A Pasta da Defesa havia acolhido ponderações dos militares que, além de aeronaves de combate para a FAA, solicitavam a renovação das viaturas blindadas do Exército e a aquisição de ao menos um navio importante: um transporte de fuzileiros navais (possivelmente um navio-doca) destinado ao assalto anfíbio.

Os demais itens desse conjunto de investimentos de emergência tratavam, em sua maioria, de projetos de modernização: dos carros de combate médios TAM (Tanque Argentino Mediano) e dos jatos de treinamento e ataque leve ao solo IA-63 (tecnologia européia dos anos de 1970), dos helicópteros Sikorsky da Marinha (tecnologia americana dos anos de 1960) e dos destróieres e corvetas que constituem a espinha dorsal da frota de superfície platina (tecnologia alemã da década de 1980).

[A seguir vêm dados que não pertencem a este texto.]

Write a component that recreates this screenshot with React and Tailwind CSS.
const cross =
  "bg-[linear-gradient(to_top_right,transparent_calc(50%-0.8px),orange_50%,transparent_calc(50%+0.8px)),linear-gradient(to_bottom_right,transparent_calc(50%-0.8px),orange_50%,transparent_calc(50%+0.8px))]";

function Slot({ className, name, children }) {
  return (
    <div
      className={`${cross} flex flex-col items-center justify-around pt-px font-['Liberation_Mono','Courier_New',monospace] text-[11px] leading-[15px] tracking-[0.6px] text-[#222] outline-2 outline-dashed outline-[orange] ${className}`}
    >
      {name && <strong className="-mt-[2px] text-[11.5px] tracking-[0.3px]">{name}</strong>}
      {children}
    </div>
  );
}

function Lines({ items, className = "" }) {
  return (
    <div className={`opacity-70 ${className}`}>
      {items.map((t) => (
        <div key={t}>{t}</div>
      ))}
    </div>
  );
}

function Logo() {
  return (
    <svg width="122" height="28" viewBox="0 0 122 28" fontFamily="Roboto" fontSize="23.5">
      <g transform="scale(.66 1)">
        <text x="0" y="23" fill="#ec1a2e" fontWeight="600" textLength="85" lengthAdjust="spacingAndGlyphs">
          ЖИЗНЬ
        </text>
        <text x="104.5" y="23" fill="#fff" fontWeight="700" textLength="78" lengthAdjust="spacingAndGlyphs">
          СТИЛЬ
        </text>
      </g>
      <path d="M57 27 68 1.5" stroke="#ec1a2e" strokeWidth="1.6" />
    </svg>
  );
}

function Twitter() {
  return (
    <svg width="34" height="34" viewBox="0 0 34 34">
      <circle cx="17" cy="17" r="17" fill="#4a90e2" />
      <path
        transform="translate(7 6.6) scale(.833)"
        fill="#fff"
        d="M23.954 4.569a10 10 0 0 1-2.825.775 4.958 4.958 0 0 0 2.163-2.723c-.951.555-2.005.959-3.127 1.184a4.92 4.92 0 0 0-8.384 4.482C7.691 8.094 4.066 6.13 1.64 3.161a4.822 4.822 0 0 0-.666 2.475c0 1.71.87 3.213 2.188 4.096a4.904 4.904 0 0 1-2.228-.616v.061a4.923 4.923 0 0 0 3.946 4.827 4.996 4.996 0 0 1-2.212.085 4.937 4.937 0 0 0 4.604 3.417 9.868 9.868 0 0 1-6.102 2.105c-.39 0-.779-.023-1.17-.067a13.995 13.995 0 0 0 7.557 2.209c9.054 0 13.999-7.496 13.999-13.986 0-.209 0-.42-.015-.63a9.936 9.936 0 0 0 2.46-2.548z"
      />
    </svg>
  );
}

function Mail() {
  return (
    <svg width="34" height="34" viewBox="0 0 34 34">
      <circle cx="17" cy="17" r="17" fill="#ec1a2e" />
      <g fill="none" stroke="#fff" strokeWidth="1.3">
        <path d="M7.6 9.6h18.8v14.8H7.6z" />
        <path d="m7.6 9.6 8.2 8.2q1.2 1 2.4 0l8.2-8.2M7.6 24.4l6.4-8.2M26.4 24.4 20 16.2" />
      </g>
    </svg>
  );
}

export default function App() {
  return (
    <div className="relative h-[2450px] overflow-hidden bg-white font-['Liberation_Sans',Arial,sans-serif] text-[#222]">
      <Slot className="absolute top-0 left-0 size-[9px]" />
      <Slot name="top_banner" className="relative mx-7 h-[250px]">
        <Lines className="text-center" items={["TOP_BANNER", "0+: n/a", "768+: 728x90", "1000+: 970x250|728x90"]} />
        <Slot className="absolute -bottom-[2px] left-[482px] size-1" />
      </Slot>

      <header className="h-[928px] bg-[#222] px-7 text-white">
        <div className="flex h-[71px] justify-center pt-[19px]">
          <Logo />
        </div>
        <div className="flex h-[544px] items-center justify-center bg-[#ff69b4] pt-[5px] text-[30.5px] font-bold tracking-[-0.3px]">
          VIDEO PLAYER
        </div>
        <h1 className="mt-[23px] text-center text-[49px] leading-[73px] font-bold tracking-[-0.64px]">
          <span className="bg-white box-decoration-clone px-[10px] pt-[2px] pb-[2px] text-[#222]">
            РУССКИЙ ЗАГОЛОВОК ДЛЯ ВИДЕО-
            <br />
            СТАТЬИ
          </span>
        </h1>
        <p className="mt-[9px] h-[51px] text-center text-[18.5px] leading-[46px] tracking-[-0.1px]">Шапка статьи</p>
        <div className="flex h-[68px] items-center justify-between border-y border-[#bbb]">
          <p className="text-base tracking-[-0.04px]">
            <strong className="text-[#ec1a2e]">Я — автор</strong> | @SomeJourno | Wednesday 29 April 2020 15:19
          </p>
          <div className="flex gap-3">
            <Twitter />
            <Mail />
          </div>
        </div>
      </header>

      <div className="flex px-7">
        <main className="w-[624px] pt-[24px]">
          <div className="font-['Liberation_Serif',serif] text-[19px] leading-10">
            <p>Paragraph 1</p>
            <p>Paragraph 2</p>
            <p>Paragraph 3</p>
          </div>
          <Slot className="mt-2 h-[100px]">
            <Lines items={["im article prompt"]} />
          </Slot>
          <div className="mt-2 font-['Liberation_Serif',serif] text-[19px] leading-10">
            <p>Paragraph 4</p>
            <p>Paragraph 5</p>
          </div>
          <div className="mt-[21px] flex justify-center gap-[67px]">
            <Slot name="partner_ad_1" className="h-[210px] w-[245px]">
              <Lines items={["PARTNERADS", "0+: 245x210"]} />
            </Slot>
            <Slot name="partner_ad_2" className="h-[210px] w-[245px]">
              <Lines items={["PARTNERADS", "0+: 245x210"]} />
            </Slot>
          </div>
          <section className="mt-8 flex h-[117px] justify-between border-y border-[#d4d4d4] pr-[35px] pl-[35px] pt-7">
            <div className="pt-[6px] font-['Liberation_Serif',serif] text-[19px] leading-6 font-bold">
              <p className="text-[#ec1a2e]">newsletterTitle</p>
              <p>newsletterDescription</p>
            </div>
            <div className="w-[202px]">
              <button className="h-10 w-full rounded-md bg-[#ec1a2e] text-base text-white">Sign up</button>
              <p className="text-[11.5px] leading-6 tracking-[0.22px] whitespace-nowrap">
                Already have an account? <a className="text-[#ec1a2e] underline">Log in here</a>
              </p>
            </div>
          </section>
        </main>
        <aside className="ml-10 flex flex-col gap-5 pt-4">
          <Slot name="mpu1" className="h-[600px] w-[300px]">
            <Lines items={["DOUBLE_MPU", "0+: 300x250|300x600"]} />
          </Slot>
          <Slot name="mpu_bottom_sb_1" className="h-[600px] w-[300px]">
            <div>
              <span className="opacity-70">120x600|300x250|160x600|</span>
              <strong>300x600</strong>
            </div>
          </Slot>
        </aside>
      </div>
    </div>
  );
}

A remodelação do TAM ficou no protótipo TAM 2C. O Exército argentino chegou a um carro-conceito que permanecerá em testes enquanto não se encontra uma janela de recursos que viabilize o projeto. O programa do A-63 Pampa evoluiu para uma versão conhecida como Pampa II e já prevê a fabricação do Pampa III, mas sua execução pela fábrica de Córdoba é lentíssima. Do modelo II foram produzidas poucas unidades; a versão III vem servindo mais ao marketing da indústria aeronáutica argentina, do que, efetivamente, para o reaparelhamento da Força Aérea.

A modernização dos velhos helicópteros SH-3 Sikorsky está em curso. Ela não representa uma ampliação significativa das capacidades de atuação pelo ar da esquadra, mas, tão somente, a oportunidade de tornar mais segura a operação de um equipamento obsoleto já existente na Força Naval – impossibilitada, nesse momento, de ser dotada de uma aviação de asas rotativas de última geração.

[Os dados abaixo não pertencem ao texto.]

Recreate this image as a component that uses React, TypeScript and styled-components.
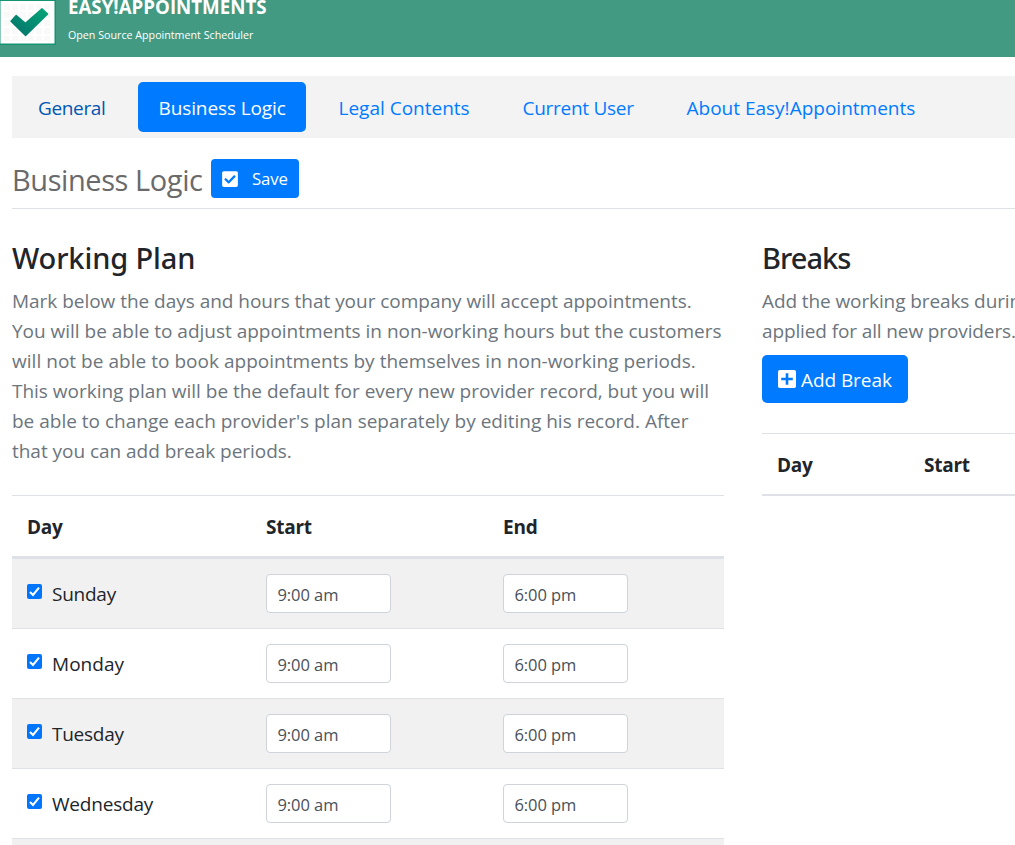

Entre os problemas da Marinha argentina que requerem solução a curtíssimo prazo, os helicópteros são, contudo, os de resolução mais fácil e rápida. Bem mais difícil é a reativação do esquadrão de caça-bombardeiros do Comando da Aviação Naval, que depende da liberação, pela Marine Nationale da França, de jatos Super Etendard – desde que o governo de Londres (sempre preocupado com o potencial de ameaça militar dos argentinos às Ilhas Malvinas) não se oponha a essa transferência, naturalmente.